Panorama 20-05-1999

Narratore all'uva passa
La scrittura di Camilleri? Sotto le spezie, solo italiano basico.
Si sa che ormai, per sapere quanto sono gli italiani ancora bramosi di leggere un libro, basta chiedere in giro quanti sono quelli disposti a leggerne uno di Andrea Camilleri. Ne consegue che il popolo dei lettori di Camilleri tende praticamente a coincidere con l'insieme dei cittadini capaci di leggere qualsiasi cosa.

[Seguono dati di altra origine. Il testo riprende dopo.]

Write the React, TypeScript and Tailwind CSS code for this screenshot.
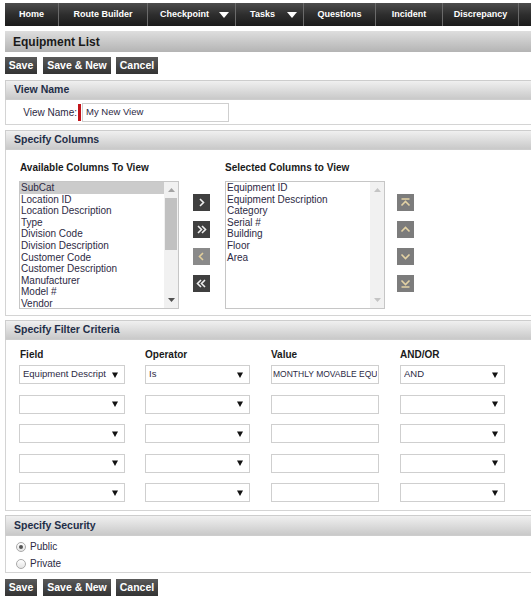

Altrettanto inoppugnabile e pero' il fatto che i lettori di Camilleri possono suddividersi in due specie: quelli fermamenti decisi dopo aver letto di un fiato un suo libro, a divorare subito tutti gli altri, e quelli del tutto incapaci, dopo averne preso in mano uno qualsiasi di leggerne piu' di tre pagine. Sara' in fine superfluo osservare che, mentre i lettori della prima specie (una invincibile armata) sono in grado di apprezzare sia la scrittura sia gli intrecci di Camilleri, quelli della seconda (quattro gatti allo sbaraglio) potranno ammirarne purtroppo, soltanto la scrittura per cogliere i pregi della quale tre pagine sono in effetti anche troppe. In questa scrittura c'e' del metodo. Trattasi, com'e' noto, di un correttissimo italiano basico che il Camilleri, per certe sue insondabili ragioni, ritiene doveroso insaporire conficcandovi qui e la' qualche vocabolo siciliano. Ignoto e' il principo che governa lo sparpagliamento di questi termini sulla superficie della pagina. Deve trattarsi della stessa legge che regola occultamente che regola la distribuzione apparentemente casuale, dei chicci di uva passa nell'impasto di una brioche. Il procedimento e' comunque geniale. Ricorda l'estro con cui pulcinella, quando dettava alla scrivano le sue lettere a Colombina, provvedeva soltanto alla fine a dotarle di un'adeguata punteggiatura, ordinando di spruzzarvi sopra una manciata di virgole.